Sandra Gayol, Gabriel Kessler, Muertes que importan. Una mirada sociohistórica sobre los casos que marcaron la Argentina reciente

Buenos Aires, Siglo Veintiuno editores, 2018, 260 p.
Frédérique Langue
p. 187-189
Référence(s) :

Sandra Gayol, Gabriel Kessler, Muertes que importan. Una mirada sociohistórica sobre los casos que marcaron la Argentina reciente, Buenos Aires, Siglo Veintiuno editores, 2018, 260 p.

Texte intégral

1L’histoire culturelle a fait des derniers moments de la vie, de ses rites publics et de ses passages à la postérité, un objet d’étude à l’intérêt non démenti qui rejoint par ailleurs des thèmes aussi fondamentaux pour l’histoire récente que la violence, la construction de la mémoire, aussi bien dans l’ordre collectif qu’individuel et, in fine, leur signification pour l’histoire politique. La conjonction de la démarche historienne et sociologique se fonde ici sur un constat, celui de la mort comme « problème public », et plus encore lorsqu’il s’agit de la mort violente, comme c’est le cas ici, fût-elle celle d’anonymes.
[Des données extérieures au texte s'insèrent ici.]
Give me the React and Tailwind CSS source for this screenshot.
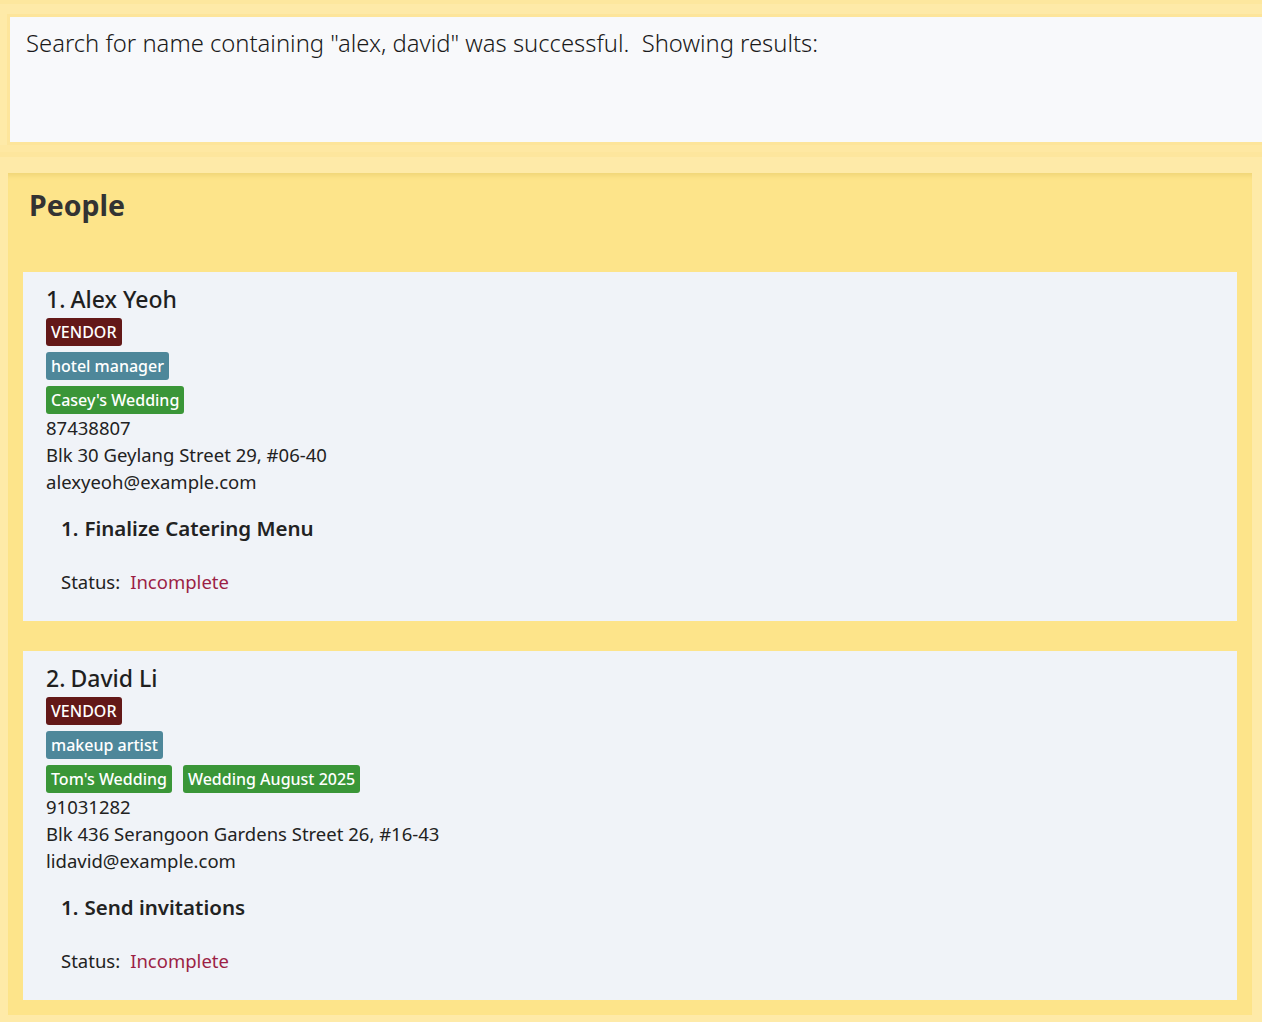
import React from "react";

const FONT = { fontFamily: '"Noto Sans", "Open Sans", sans-serif' };

function Tag({ children, color }) {
  return (
    <span
      className={`inline-flex h-[28px] items-center rounded-[3px] px-[5px] text-[16px] font-medium text-white ${color}`}
    >
      {children}
    </span>
  );
}

function Card({ index, name, roles, events, phone, address, email, task }) {
  return (
    <div className="bg-[#f0f3f8] pl-[23px] pt-[13px] pb-[25px]">
      <div className="flex h-[28px] items-center text-[23px] font-medium text-[#1f1f1f]">
        <span className="mr-[5px]">{index}.</span>
        <span>{name}</span>
      </div>
      <div className="mt-[5px] flex flex-col gap-[6px]">
        <div className="flex">
          <Tag color="bg-[#631818]">VENDOR</Tag>
        </div>
        <div className="flex gap-[11px]">
          {roles.map((r) => (
            <Tag key={r} color="bg-[#4e879a]">
              {r}
            </Tag>
          ))}
        </div>
        <div className="flex gap-[11px]">
          {events.map((e) => (
            <Tag key={e} color="bg-[#3a9638]">
              {e}
            </Tag>
          ))}
        </div>
      </div>
      <div className="text-[18.5px] leading-[27px] text-[#222]">
        <div>{phone}</div>
        <div>{address}</div>
        <div>{email}</div>
      </div>
      <div className="mt-[19px] pl-[15px]">
        <div className="flex h-[28px] items-center text-[20.5px] font-semibold text-[#222]">
          <span className="mr-[6px]">1.</span>
          <span>{task}</span>
        </div>
        <div className="mt-[26px] flex h-[28px] items-center text-[18.5px] text-[#222]">
          <span>Status:</span>
          <span className="ml-[10px] text-[#9c1f45]">Incomplete</span>
        </div>
      </div>
    </div>
  );
}

export default function App() {
  return (
    <div className="min-h-[1022px] w-[1262px] overflow-hidden bg-[#feeaa8]" style={FONT}>
      <div className="h-[4px] bg-[#fde79e]" />
      <div className="pt-[10px] pl-[7px]">
        <div className="mr-[-10px] h-[131px] border-[3px] border-[#fde59b] bg-[#f8f9fb] pl-[16px] pt-[9px]">
          <div className="text-[23.8px] font-light text-[#1a1a1a]">
            Search for name containing "alex, david" was successful.&nbsp; Showing results:
          </div>
        </div>
      </div>
      <div className="h-[7px] bg-[#fee8a2]" />
      <div className="h-[5px] bg-[#fde69d]" />
      <div className="h-[16px]" />
      <div className="ml-[8px] w-[1244px] bg-[#fde48a] shadow-[inset_0_6px_4px_-3px_#f1d678]">
        <div className="h-[99px] pl-[21px] pt-[11px]">
          <div className="text-[28.5px] font-bold text-[#333]">People</div>
        </div>
        <div className="flex flex-col gap-[30px] px-[15px] pb-[15px]">
          <Card
            index={1}
            name="Alex Yeoh"
            roles={["hotel manager"]}
            events={["Casey's Wedding"]}
            phone="87438807"
            address="Blk 30 Geylang Street 29, #06-40"
            email="alexyeoh@example.com"
            task="Finalize Catering Menu"
          />
          <Card
            index={2}
            name="David Li"
            roles={["makeup artist"]}
            events={["Tom's Wedding", "Wedding August 2025"]}
            phone="91031282"
            address="Blk 436 Serangoon Gardens Street 26, #16-43"
            email="lidavid@example.com"
            task="Send invitations"
          />
        </div>
      </div>
    </div>
  );
}
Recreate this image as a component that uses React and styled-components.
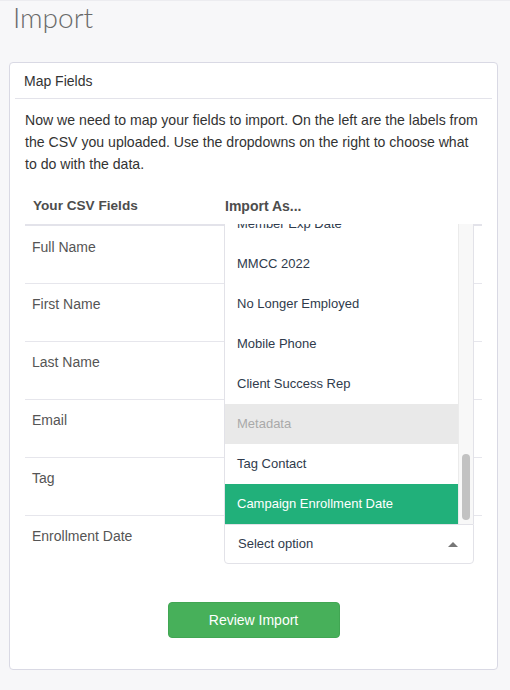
import React from "react";
import styled, { createGlobalStyle } from "styled-components";

const GlobalStyle = createGlobalStyle`
  html, body { margin: 0; padding: 0; }
  body {
    background: #f7f7f9;
    font-family: "Liberation Sans", Arial, Helvetica, sans-serif;
    font-size: 14px;
    color: #333;
    -webkit-font-smoothing: antialiased;
  }
  * { box-sizing: border-box; }
`;

const Page = styled.div`
  min-height: 690px;
  padding: 0 13px 0 9px;
  border-top: 1px solid #ececf0;
`;

const Title = styled.h1`
  margin: 0;
  padding-left: 4px;
  height: 61px;
  font-family: "Lato", "Open Sans", sans-serif;
  font-weight: 300;
  font-size: 28px;
  line-height: 32px;
  color: #6a6a6a;
`;

const Panel = styled.section`
  width: 489px;
  background: #fff;
  border: 1px solid #d9d9e4;
  border-radius: 4px;
`;

const PanelHeader = styled.div`
  margin: 0 5px;
  padding: 8px 9px 7px;
  line-height: 20px;
  font-size: 14px;
  color: #333;
  border-bottom: 1px solid #e3e3ea;
`;

const PanelBody = styled.div`
  padding: 10px 15px 31px;
`;

const Intro = styled.p`
  margin: 0 0 13px;
  font-size: 14.1px;
  line-height: 22px;
  color: #333;
`;

const Table = styled.div`
  display: grid;
  grid-template-columns: 192px 1fr;
`;

const HeadCell = styled.div`
  padding: 8px 8px;
  line-height: 20px;
  font-size: ${(p) => (p.$narrow ? 13.6 : 14)}px;
  font-weight: bold;
  color: #4d4d4d;
  border-bottom: 2px solid #e3e3ea;
`;

const Cell = styled.div`
  position: relative;
  height: ${(p) => (p.$first ? 57 : 58)}px;
  padding: ${(p) => (p.$first ? 11 : 10)}px 8px 8px 7px;
  line-height: 20px;
  color: #555;
  border-top: ${(p) => (p.$first ? "none" : "1px solid #e6e6ec")};
`;

const SelectBox = styled.div`
  position: relative;
  width: 250px;
  margin-top: ${(p) => (p.$first ? -4 : -2)}px;
`;

const Control = styled.div`
  display: flex;
  align-items: center;
  justify-content: space-between;
  height: 40px;
  padding: 0 15px 0 13px;
  border: 1px solid #e2e2e8;
  border-radius: 0 0 4px 4px;
  background: #fff;
  color: #2f3b4c;
  font-size: 13px;
`;

const Caret = styled.span`
  width: 0;
  height: 0;
  border-left: 5px solid transparent;
  border-right: 5px solid transparent;
  border-bottom: 5px solid #777;
`;

const Menu = styled.div`
  position: absolute;
  left: 0;
  right: 0;
  bottom: 40px;
  height: 300px;
  display: flex;
  background: #fff;
  border-left: 1px solid #e2e2e8;
  border-right: 1px solid #e2e2e8;
  z-index: 2;
`;

const OptionViewport = styled.div`
  flex: 1;
  overflow: hidden;
`;

const OptionList = styled.div`
  margin-top: -20px;
`;

const Option = styled.div`
  height: 40px;
  padding: 0 12px;
  line-height: 40px;
  font-size: 13px;
  white-space: nowrap;
  color: ${(p) => (p.$active ? "#fff" : p.$group ? "#a9a9a9" : "#2f3b4c")};
  background: ${(p) => (p.$active ? "#21b07a" : p.$group ? "#e9e9e9" : "#fff")};
`;

const Track = styled.div`
  width: 15px;
  flex: none;
  background: #f8f8f8;
  border-left: 1px solid #ebebeb;
  padding: ${(p) => p.$top}px 0 0 3px;
`;

const Thumb = styled.div`
  width: 8px;
  height: ${(p) => p.$height}px;
  border-radius: 4px;
  background: #c2c2c2;
`;

const Actions = styled.div`
  display: flex;
  justify-content: center;
  margin-top: 29px;
`;

const Button = styled.button`
  width: 172px;
  height: 36px;
  border: 1px solid #41a653;
  border-radius: 4px;
  background: #47b05a;
  color: #fff;
  font-family: "Liberation Sans", Arial, sans-serif;
  font-size: 14px;
  cursor: pointer;
`;

const fields = ["Full Name", "First Name", "Last Name", "Email", "Tag", "Enrollment Date"];

const options = [
  { label: "Member Exp Date" },
  { label: "MMCC 2022" },
  { label: "No Longer Employed" },
  { label: "Mobile Phone" },
  { label: "Client Success Rep" },
  { label: "Metadata", group: true },
  { label: "Tag Contact" },
  { label: "Campaign Enrollment Date", active: true },
];

function Dropdown() {
  return (
    <SelectBox>
      <Menu>
        <OptionViewport>
          <OptionList>
            {options.map((o) => (
              <Option key={o.label} $group={o.group} $active={o.active}>
                {o.label}
              </Option>
            ))}
          </OptionList>
        </OptionViewport>
        <Track $top={230}>
          <Thumb $height={66} />
        </Track>
      </Menu>
      <Control>
        <span>Select option</span>
        <Caret />
      </Control>
    </SelectBox>
  );
}

export default function App() {
  return (
    <>
      <GlobalStyle />
      <Page>
        <Title>Import</Title>
        <Panel>
          <PanelHeader>Map Fields</PanelHeader>
          <PanelBody>
            <Intro>
              Now we need to map your fields to import. On the left are the labels from the CSV you
              uploaded. Use the dropdowns on the right to choose what to do with the data.
            </Intro>
            <Table>
              <HeadCell $narrow>Your CSV Fields</HeadCell>
              <HeadCell>Import As...</HeadCell>
              {fields.map((f, i) => (
                <React.Fragment key={f}>
                  <Cell $first={i === 0}>{f}</Cell>
                  <Cell $first={i === 0}>{i === fields.length - 1 ? <Dropdown /> : null}</Cell>
                </React.Fragment>
              ))}
            </Table>
            <Actions>
              <Button>Review Import</Button>
            </Actions>
          </PanelBody>
        </Panel>
      </Page>
    </>
  );
}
Les auteurs, tous deux spécialistes des sociabilités urbaines, des délits et questions de justice à différents moments de l’histoire de l’Argentine, partent de l’hypothèse que certaines signent en effet le point de départ d’un nouveau temps historique, d’autres ayant valeur de « faits sociaux et politiques » plutôt transitoires alors que la grande majorité n’ont, de fait, aucun « impact public ». Cette disparité, particulièrement marquée s’agissant des morts violentes survenues en Argentine, ne manque pas d’interroger, et plus encore lorsque l’État s’y trouve impliqué. En quoi ce type de disparition est-il significatif d’une histoire sociale et politique, et de ses évolutions ? Qu’est-ce qui confère un sens politique à la mort ? Et, enfin, quelles en sont les implications sur le plan émotionnel et, par conséquent, pour l’histoire des émotions, en termes de demande de justice face à la violence d’État, voire au terrorisme d’État ?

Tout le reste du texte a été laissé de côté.